# Eclipse: Fehler bei Installation



## Malcolm (24. Sep 2004)

Hallo,

Ich hab mir Eclipse auf der Seite eclipse.org heruntergeladen, die heruntergeladene Datei auf die Festplatte entpackt und versucht die Datei eclipse.exe auszuführen. Das geht aber leider nicht. Ich bekomme folgenden Fehler angezeigt. 

A Java Runtime Environment (JRE) or Java Development Kit (JDK) must be available in order to run Eclipse. No Java virtual machine was found after searching the following locations: C:\unzipped\eclipse-SDK-3.0.1-win32\eclipse\jre\bin\javaw.exe 'javaw.exe' in your current PATH 

Das JDK habe ich installiert und der Pfad zur java bzw. javac ist auch gesetzt. Wäre wirklich super wenn mir einer von euch weiterhelfen könnte. 

Vorab schonmal danke

bis dann


----------



## stev.glasow (24. Sep 2004)

Wie(wo) hast du den PATH gesetzt? Ich meine nicht den Befehl sondern in Konsole, autoexcet.bat (oder wie die  heiß :-/ ), etc


----------



## Malcolm (24. Sep 2004)

Hallo,

hab unter den Umgebungsvariablen die Variable path durch folgenden Eintrag erweitert: ;"C:\jdk1.1.8\bin\"
Das zugreifen auf java bzw. java im DOS Prompt klappt ohne Probleme.


----------



## P3AC3MAK3R (24. Sep 2004)

Ich vermute mal, daß Dein JDK veraltet ist.

Besorge Dir besser erstmal das aktuelle (Version 1.4.2):

http://java.sun.com/j2se/1.4.2/download.html


----------



## stev.glasow (24. Sep 2004)

OK, 1.1.8 ist voll alt, bestimmt hat die nicht die javaw.exe, lad dir mal die 1.4er runter.


----------



## Malcolm (24. Sep 2004)

So hab mit jetzt die neue Version heruntergeladen, diese installiert und auch den Pfad entsprechend angepasst.
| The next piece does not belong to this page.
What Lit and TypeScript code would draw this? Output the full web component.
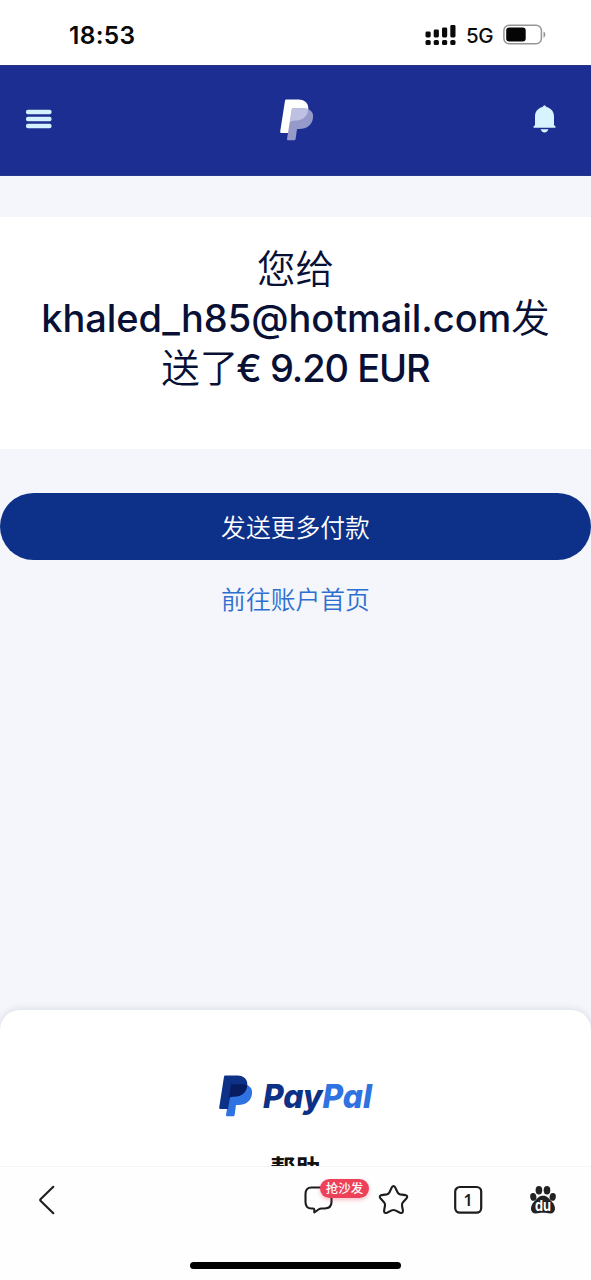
import { LitElement, html, css } from "lit";
import { customElement } from "lit/decorators.js";

@customElement("status-bar")
class StatusBar extends LitElement {
  static styles = css`
    :host { display: flex; height: 65px; background: #fff; box-sizing: border-box; padding: 4px 45px 0 69px; align-items: center; justify-content: space-between; font-family: Inter, sans-serif; color: #0a0a0a; }
    .time { font-size: 24.500px; font-weight: 600; line-height: 30px; letter-spacing: 0.3px; padding-top: 1px; }
    .right { display: flex; align-items: center; }
    .net { font-size: 20.500px; font-weight: 450; margin-left: 10px; margin-right: 10px; line-height: 24px; padding-top: 2px; width: 27px; letter-spacing: -0.3px; }
    svg { display: block; }
  `;
  render() {
    return html`
      <span class="time">18:53</span>
      <div class="right">
        <svg width="31" height="22" viewBox="0 0 31 22" fill="#0a0a0a">
          <rect x="0.5" y="7.500" width="5.200" height="6" rx="1.400"/><rect x="8.700" y="5.500" width="5.200" height="8" rx="1.400"/>
          <rect x="17" y="3.500" width="5.200" height="10" rx="1.400"/><rect x="25.300" y="1" width="5.200" height="12.500" rx="1.400"/>
          <rect x="0.5" y="16" width="5.200" height="5" rx="1.600"/><rect x="8.700" y="16" width="5.200" height="5" rx="1.600"/>
          <rect x="17" y="16" width="5.200" height="5" rx="1.600"/><rect x="25.300" y="16" width="5.200" height="5" rx="1.600"/>
        </svg>
        <span class="net">5G</span>
        <svg width="43" height="22" viewBox="0 0 43 22">
          <rect x="0.9" y="1.200" width="37.500" height="18.600" rx="5.200" fill="none" stroke="#969696" stroke-width="1.500"/>
          <rect x="3.200" y="3.600" width="19.500" height="13.800" rx="3" fill="#050505"/>
          <path d="M40.500 7.500c2.400.8 2.400 5.400 0 6.200z" fill="#969696"/>
        </svg>
      </div>`;
  }
}

@customElement("top-nav")
class TopNav extends LitElement {
  static styles = css`
    :host { display: flex; height: 111px; box-sizing: border-box; background: #1c2e91; border-top: 1px solid #2b3680; border-bottom: 1px solid #24378f; padding: 0 35.500px 2px 26px; align-items: center; justify-content: space-between; }
    svg { display: block; }
    .menu, .bell { margin-bottom: 1px; }
    .mark { margin-left: 9px; }
  `;
  render() {
    return html`
      <svg class="menu" width="26" height="20" viewBox="0 0 26 20" fill="#d3f1ff">
        <rect x="0" y="0.7" width="25.500" height="4.600" rx="1.800"/><rect x="0" y="7.700" width="25.500" height="4.600" rx="1.800"/><rect x="0" y="14.700" width="25.500" height="4.600" rx="1.800"/>
      </svg>
      <svg class="mark" width="34" height="42" viewBox="0 0 34 42">
        <path d="M6.200.5H18.500C25 .5 29.300 5 28.200 11 27 18.500 21.500 21.500 15 21.500H11.200L9 34H1.500Q0 34 .2 32.500L5 1.700Q5.200.5 6.200.5Z" fill="#fff"/>
        <path d="M12 9.200H23C30 9.200 34 13 33 19 31.800 26.500 26.500 30 19.500 30H17L15.600 40Q15.400 41.300 14.200 41.300H8Q6.800 41.300 7 40Z" fill="#959acb"/>
        <path d="M12 9.200H23Q26 9.200 28.300 10.200C27.400 18.200 22 21.500 15 21.500Q12 21.500 10 23Z" fill="#bfc1e2"/>
      </svg>
      <svg class="bell" width="23" height="28" viewBox="0 0 23 28" fill="#d6f3ff">
        <path d="M11.500.3Q12.400.3 13.500 2.100C18.500 3.500 21 7 21 11.500V20L22.500 21.500V22.800H.5V21.500L2 20V11.500C2 7 4.500 3.500 9.500 2.100Q10.600.3 11.500.3Z"/>
        <path d="M7.600 24.300H15.400Q14.500 27.400 11.500 27.400T7.600 24.300Z"/>
      </svg>`;
  }
}

@customElement("browser-bar")
class BrowserBar extends LitElement {
  static styles = css`
    :host { display: flex; flex-direction: column; height: 114px; box-sizing: border-box; background: #fefefe; border-top: 1px solid #f5f5f5; align-items: center; justify-content: space-between; padding-bottom: 11px; }
    .row { display: flex; align-items: center; width: 100%; height: 66px; box-sizing: border-box; padding: 0 32px 0 38px; }
    .spacer { flex: 1; }
    .tools { display: flex; align-items: center; gap: 43px; }
    .chat { position: relative; width: 32px; height: 32px; }
    .badge { position: absolute; left: 17px; top: -5px; width: 49px; height: 19px; border-radius: 10px; background: #ec4159; color: #fff; font: 500 12.500px/18px "Noto Sans CJK SC", sans-serif; text-align: center; box-shadow: 0 2px 4px #ec415955; }
    svg { display: block; }
    .num { font: 600 16px "Noto Sans", sans-serif; }
    .du { font: 700 15px Inter, sans-serif; }
    .home { width: 211px; height: 7px; border-radius: 4px; background: #000; }
  `;
  render() {
    return html`
      <div class="row">
        <svg width="18" height="30" viewBox="0 0 18 30" fill="none" stroke="#1c1c1c" stroke-width="2.100" stroke-linecap="round" stroke-linejoin="round"><path d="M15.300 1.800 2.500 14.200Q1.700 15 2.500 15.800L15.300 28.200"/></svg>
        <div class="spacer"></div>
        <div class="tools">
          <div class="chat">
            <svg width="32" height="32" viewBox="0 0 32 32" fill="none" stroke="#1c1c1c" stroke-width="2.100" stroke-linejoin="round" stroke-linecap="round"><path d="M8.500 3.500H21.500Q28.500 3.500 28.500 10V18Q28.500 24.500 21.500 24.500H18.500Q17 24.500 15.500 25.500L11.300 28.500V25.800Q11.300 24.500 10 24.500H8.500Q2.500 24.500 2.500 18V10Q2.500 3.500 8.500 3.500Z"/></svg>
            <span class="badge">抢沙发</span>
          </div>
          <svg width="31" height="32" viewBox="0 0 31 32" fill="none" stroke="#1c1c1c" stroke-width="2.100" stroke-linejoin="round"><path d="M13.800 3.400Q15.500.7 17.200 3.400L19.500 8.300Q20.300 10 22.200 10.400L27.300 11.100Q30.500 11.900 28.400 14.500L25 18.200Q23.700 19.600 24 21.500L24.900 26.500Q25.100 29.900 22 28.700L17.300 26.400Q15.500 25.500 13.700 26.400L9 28.700Q5.900 29.900 6.100 26.500L7 21.500Q7.300 19.600 6 18.200L2.600 14.500Q.5 11.900 3.700 11.100L8.800 10.400Q10.700 10 11.500 8.300Z"/></svg>
          <svg width="32" height="32" viewBox="0 0 32 32"><rect x="3.200" y="3" width="26" height="25.700" rx="4.600" fill="none" stroke="#1c1c1c" stroke-width="2.200"/><text class="num" x="16" y="21.500" text-anchor="middle" fill="#1c1c1c">1</text></svg>
          <svg width="32" height="32" viewBox="0 0 32 32" fill="#222">
            <ellipse cx="11.900" cy="6.200" rx="3.300" ry="4.200"/><ellipse cx="20" cy="6.200" rx="3.300" ry="4.200"/>
            <ellipse cx="6.300" cy="12.900" rx="3.100" ry="3.900" transform="rotate(-10 6.300 12.900)"/><ellipse cx="25.700" cy="12.900" rx="3.100" ry="3.900" transform="rotate(10 25.700 12.900)"/>
            <path d="M16 11.800C20.500 11.800 21.500 14.500 24.500 17.200 30 22.500 28.500 29.500 23.500 29.500 20.500 29.500 19 28.800 16 28.800S11.500 29.500 8.500 29.500C3.500 29.500 2 22.500 7.500 17.200 10.500 14.500 11.500 11.800 16 11.800Z"/>
            <text class="du" x="16" y="27" text-anchor="middle" textLength="16" lengthAdjust="spacingAndGlyphs" fill="#fff">du</text>
          </svg>
        </div>
      </div>
      <div class="home"></div>`;
  }
}

@customElement("app-root")
class AppRoot extends LitElement {
  static styles = css`
    :host { display: flex; flex-direction: column; width: 591px; height: 1280px; overflow: hidden; background: #f4f6fb; font-family: "Noto Sans CJK SC", sans-serif; }
    .card { background: #fff; margin-top: 41px; height: 232px; box-sizing: border-box; padding-top: 24.500px; }
    h1 { margin: 0; font-size: 38.500px; line-height: 49.500px; font-weight: 350; color: #081036; text-align: center; display: flex; flex-direction: column; align-items: center; }
    .line { display: block; height: 49.500px; white-space: nowrap; }
    .latin { font-family: Inter, sans-serif; font-size: 38px; font-weight: 500; }
    .mail { letter-spacing: -0.05px; }
    .sum { letter-spacing: -1.050px; margin-left: -2px; }
    .actions { display: flex; flex-direction: column; align-items: center; margin-top: 44px; flex: 1; }
    .primary { width: 100%; height: 67px; border: 0; border-radius: 34px; background: #0d3189; color: #fff; font: 350 24.800px/36px "Noto Sans CJK SC", sans-serif; padding: 0 0 2px; }
    .link { margin-top: 20px; color: #2d6fd0; font-size: 24.800px; font-weight: 350; line-height: 36px; text-decoration: none; }
    .footer { height: 156px; box-sizing: border-box; background: #fff; border-radius: 20px 20px 0 0; box-shadow: 0 0 8px #282d5026; padding-top: 65px; display: flex; flex-direction: column; align-items: center; overflow: hidden; }
    .logo { display: block; flex: none; overflow: visible; }
    .word { font: italic 800 33px Inter, sans-serif; font-feature-settings: "cv11" 1; }
    .help { font-size: 25px; line-height: 36px; font-weight: 700; color: #111; margin-top: 32px; flex: none; }
  `;
  render() {
    return html`
      <status-bar></status-bar>
      <top-nav></top-nav>
      <section class="card">
        <h1>
          <span class="line">您给</span>
          <span class="line"><span class="latin mail">khaled_h85@hotmail.com</span>发</span>
          <span class="line">送了<span class="latin sum">€ 9.20 EUR</span></span>
        </h1>
      </section>
      <section class="actions">
        <button class="primary">发送更多付款</button>
        <a class="link">前往账户首页</a>
      </section>
      <footer class="footer">
        <svg class="logo" width="154" height="42" viewBox="0 0 154 42">
          <path d="M9.500 9.200H23C30 9.200 34 13 33 19 31.800 26.500 26.500 30 19.500 30H17L15.600 40Q15.400 41.300 14.200 41.300H8Q6.800 41.300 7 40L9 28Z" fill="#2f72e2"/>
          <path d="M6.200.5H18.500C25 .5 29.300 5 28.200 11 27 18.500 21.500 21.500 15 21.500H11.200L9 34H1.500Q0 34 .2 32.500L5 1.700Q5.200.5 6.200.5Z" fill="#0c3186"/>
          <path d="M12 9.200H23Q26 9.200 28.300 10.200C27.400 18.200 22 21.500 15 21.500Q12 21.500 10 23Z" fill="#081d61"/>
          <text class="word" x="44" y="33" textLength="109" lengthAdjust="spacingAndGlyphs" fill="#0c3186">Pay<tspan fill="#2f72e2">Pal</tspan></text>
        </svg>
        <span class="help">帮助</span>
      </footer>
      <browser-bar></browser-bar>`;
  }
}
Sowohl java, javac als auch javaw lassen sich im MS-DOS Prompt aus dem Verzeichnis in dem auch die eclipse.exe liegt starten. Es wird aber leider immernoch der gleiche Fehler beim aufführen von eclipse.exe  wie vorher angezeit.


----------



## P3AC3MAK3R (24. Sep 2004)

Gib mal "java -version" ein.

Wahrscheinlich mußt Du noch die Pfadangabe zum alten JDK entfernen bzw. hinter die Pfadangabe von neuen JDK stellen.[/code]


----------



## Malcolm (24. Sep 2004)

Bei java -version zeigt er mit 1.4.2_04 an. Den Pfad vom alten JDK hab ich aus den Umgebungsvariablen entfernt durh den neuen ersetzt und anschließend den PC neu gebootet.


----------



## stev.glasow (24. Sep 2004)

Komisch, sag mal wie du den PATH gesetzt hast, denn wenn du den in der Konsole per HAnd eingetragen hast, ist der in der anderen Konsole nicht mehr gültig.


----------



## Malcolm (24. Sep 2004)

... ;"C:\j2sdk1.4.2_04\bin\" 

die javaw wird anscheinend immer in dem Ordner gesucht indem ich eclipse entpackt habe.


----------



## stev.glasow (24. Sep 2004)

Sorry, ich weiß es nicht. Aber WIE (nicht worauf - auf welche Art und Weiße) du den PATH gesetzt hast hast du immer noch nicht gesagt :-/


----------



## Malcolm (24. Sep 2004)

Ich hab jetzt Eclipse in ein neues Verzeichnis entpackt. Das neue JDK hab ich als Unterverzeichnis dieses Eclipseordners installiert. Hab die Datei javaw also einfach dahin installiert wo er sie haben will. Und jetzt startet er auch. Auf jeden Fall vielen Dank für den Tipp mit der neuen Version. 

Bis demnächst


----------